15 Men Reveal Moves From Rom-Coms That Women Should Stop Expecting

“If you storm out of our house in anger, don’t expect me to run after you and stop you.” — Learngaming

“Waiting three days for a text. That rule is old now.” — nowhsubo

“Coming up with expensive, unique date ideas. Let’s just get some food and watch a movie and walk around the park. I’m not taking you fucking horseback riding or skydiving or whatever the guy making 50K a year but somehow spends 200k in a year without any trouble in the show does for his dates. In the real world, we don’t spend 4x what we earn and y’all are gonna have to accept that.” — Quicksilva94

“If you are in a relationship, no matter how bad, I am going to respect that. I am not going to save you from your asshole boyfriend. Save yourself.” — Scoob1978

“Decorate the loft building roof with lights and flowers and candles, and have food and drink ready for the magical moment when you emerge onto the roof. Or even to have access to a loft building and its roof. Heck, the last loft building I had access to would fine you $500 for going onto the roof. Romance can happen at ground level, you know.” — masterpososo

“Surprise vacations/travel. Doesn’t need further explanation.” — JackGaroud

“Women don’t get to unilaterally decide things have progressed to the point of sex. I knew a girl who literally got pissed as fuck cos she spent all this emotional energy working up to the decision to have sex with a guy only to have him be like, ‘Uh, maybe another time but I’m not in the mood right now.’ She’d never even considered that would happen. It’s amazing that he also gets to say no.” — joydivision1234

“Stop. Playing. Games. Have I upset you? Is it obvious I’m unaware I’ve upset you? Don’t fucking ignore me for three days until I send ‘is something wrong?’ Just fucking say something. ‘Hey, you did this and it upset me.’ ‘Okay I’m sorry, I won’t do it again.’ Boom. Problem solved, no games. If you don’t fully 100% trust me, break up with me. Don’t play silly games that lead to self fulfilled prophecies. If you can’t fully trust me, I don’t want to date you. Because I know that I’m very loyal and trustworthy to my SOs. I’ve never even cheated emotionally, let alone physically. So do us both a favor, if you don’t trust me, break it off.” — [deleted]
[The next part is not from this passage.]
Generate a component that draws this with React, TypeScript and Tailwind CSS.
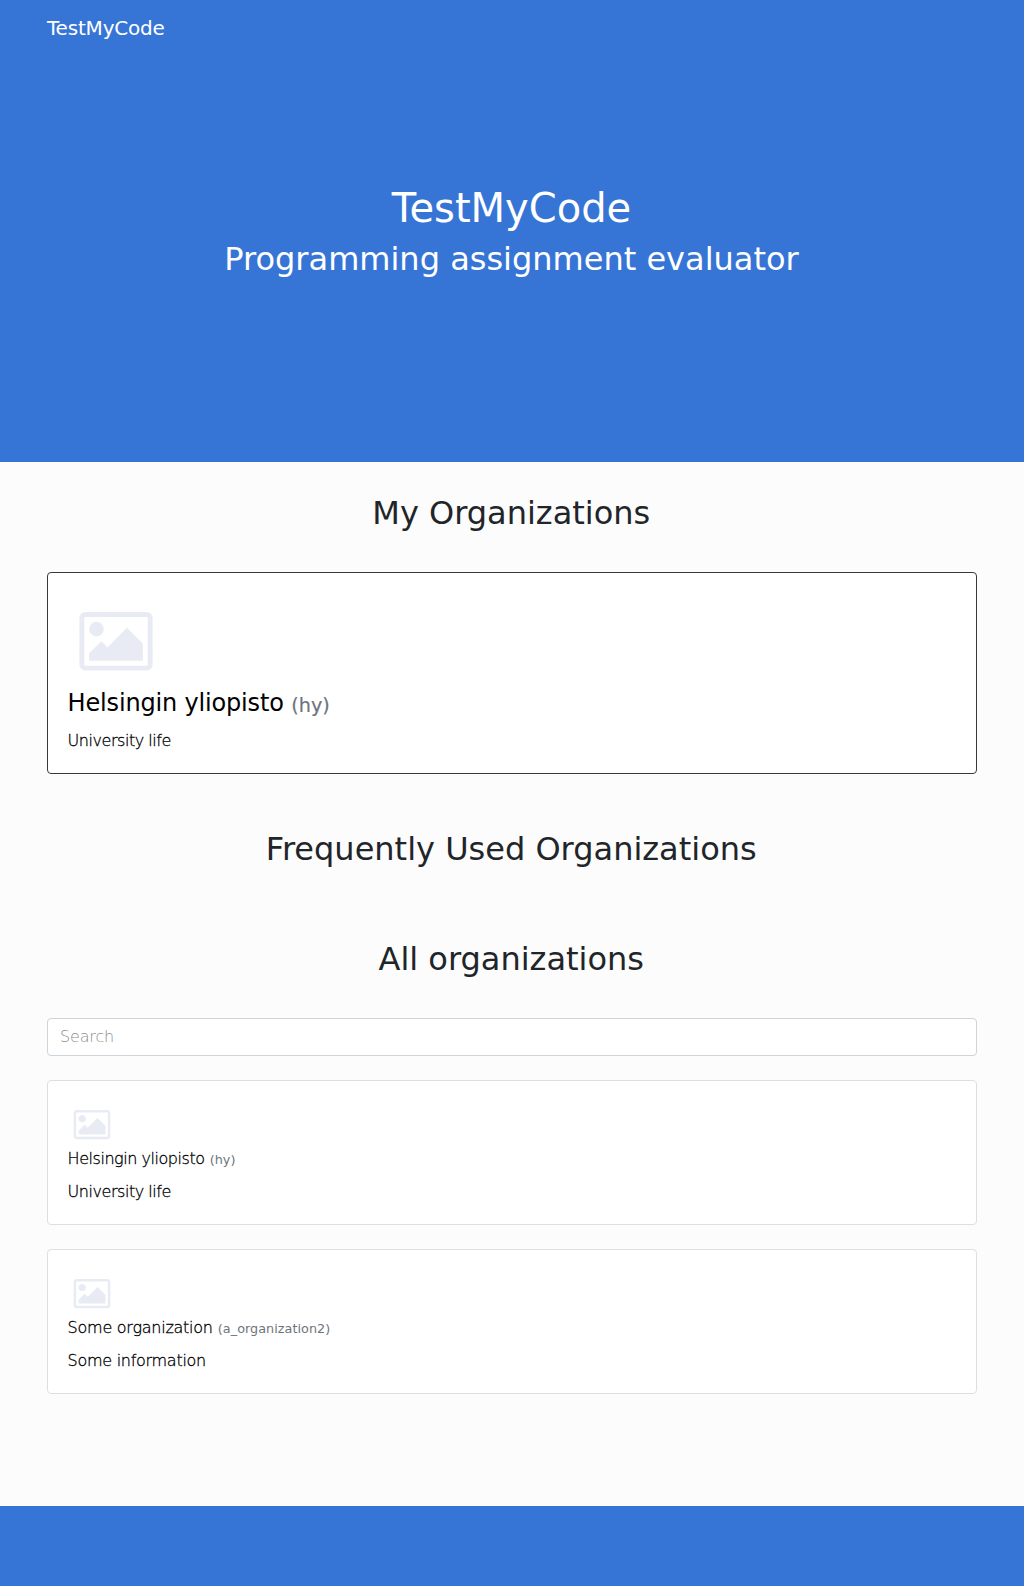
function PictureIcon({ className }: { className: string }) {
  return (
    <svg viewBox="64 128 1920 1536" className={className} fill="#e8ebf3" aria-hidden="true">
      <path d="M704 576q0 80-56 136t-136 56-136-56-56-136 56-136 136-56 136 56 56 136zm1024 384v448h-1408v-192l320-320 160 160 512-512zm96-704h-1600q-13 0-22.5 9.5t-9.5 22.5v1216q0 13 9.5 22.5t22.5 9.5h1600q13 0 22.5-9.5t9.5-22.5v-1216q0-13-9.5-22.5t-22.5-9.5zm160 32v1216q0 66-47 113t-113 47h-1600q-66 0-113-47t-47-113v-1216q0-66 47-113t113-47h1600q66 0 113 47t47 113z" />
    </svg>
  );
}

function SectionTitle({ children }: { children: string }) {
  return (
    <h2 className="pr-[1.5px] pb-2 text-center text-[32px] leading-[38.4px] font-normal">{children}</h2>
  );
}

type Organization = { name: string; slug: string; info: string; nameTracking: string; infoTracking: string };

function OrganizationCard({ name, slug, info, nameTracking, infoTracking }: Organization) {
  return (
    <a className="mb-6 block h-[145px] rounded border border-[#dfdfdf] bg-white px-[19.6px] py-5 text-black">
      <div className="h-[46px] pt-[9.4px] pl-[5.4px]">
        <PictureIcon className="block h-[29.3px] w-[38px]" />
      </div>
      <h4 className="mb-[9px] text-base leading-6 font-light">
        <span className={`${nameTracking} [-webkit-text-stroke:0.3px_black]`}>{name}</span>{" "}
        <small className="text-[12.8px] leading-none font-normal tracking-[0.03px] text-[#6c757d]">({slug})</small>
      </h4>
      <p className={`leading-6 ${infoTracking} [-webkit-text-stroke:0.3px_black]`}>{info}</p>
    </a>
  );
}

const organizations: Organization[] = [
  {
    name: "Helsingin yliopisto",
    slug: "hy",
    info: "University life",
    nameTracking: "tracking-[-0.46px]",
    infoTracking: "tracking-[-0.46px]",
  },
  {
    name: "Some organization",
    slug: "a_organization2",
    info: "Some information",
    nameTracking: "tracking-[-0.25px]",
    infoTracking: "tracking-[-0.28px]",
  },
];

export default function App() {
  return (
    <div className="flex h-[1586px] flex-col bg-[#fcfcfc] font-['DejaVu_Sans',sans-serif] text-base font-light text-[#212529]">
      <header className="h-[462px] bg-[#3675d6] font-normal text-white">
        <nav className="flex h-14 items-center px-[47px] text-xl leading-[30px] tracking-[-0.2px]">TestMyCode</nav>
        <div className="pt-32 pr-px text-center">
          <h1 className="mb-2 text-[40px] leading-[48px]">TestMyCode</h1>
          <h2 className="text-[32px] leading-[38.4px]">Programming assignment evaluator</h2>
        </div>
      </header>

      <main className="grow px-[47px]">
        <section className="pt-8">
          <SectionTitle>My Organizations</SectionTitle>
          <a className="mt-8 block h-[202px] rounded border border-[#343a40] bg-white px-[19.6px] py-5 text-black">
            <div className="h-24 pt-[18.6px] pl-[11.4px]">
              <PictureIcon className="block h-[58.6px] w-[74px]" />
            </div>
            <h3 className="mb-[11px] text-2xl leading-[28.8px] font-normal">
              <span className="tracking-[-0.17px]">Helsingin yliopisto</span>{" "}
              <small className="relative top-px text-[19.2px] leading-none text-[#6c757d] [-webkit-text-stroke:0.2px_#6c757d]">
                (hy)
              </small>
            </h3>
            <p className="leading-6 tracking-[-0.46px] [-webkit-text-stroke:0.3px_black]">University life</p>
          </a>
        </section>

        <section className="pt-[55.4px]">
          <SectionTitle>Frequently Used Organizations</SectionTitle>
        </section>

        <section className="pt-16">
          <SectionTitle>All organizations</SectionTitle>
          <input
            type="text"
            placeholder="Search"
            className="mt-[31.4px] mb-6 block h-[38px] w-full rounded border border-[#ced4da] bg-white px-3 pt-[5px] pb-[7px] leading-6 font-light tracking-[-0.15px] outline-none placeholder:text-[#8c8c8c]"
          />
          {organizations.map((organization) => (
            <OrganizationCard key={organization.slug} {...organization} />
          ))}
        </section>
      </main>

      <footer className="h-20 bg-[#3675d6]" />
    </div>
  );
}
“Rom-coms perpetuate this idea that cheating on men is perfectly fine just as long as the woman is making some choice who she loves most. That’s some seriously entitled, self-centered and sociopathic bullshit that needs to stop.” — usernumber36

“If you say ‘no,’ then the answer is no and I’m going to stop trying. I’m not going to spend the next week trying to convince you otherwise. That would be called harassment.” — dog_in_the_vent

“Confess your feelings to someone already in a relationship. It seems like a lot of movies I have seen make this seem like the honorable thing to do for some reason, but I’ve never seen it work out IRL.” — [deleted]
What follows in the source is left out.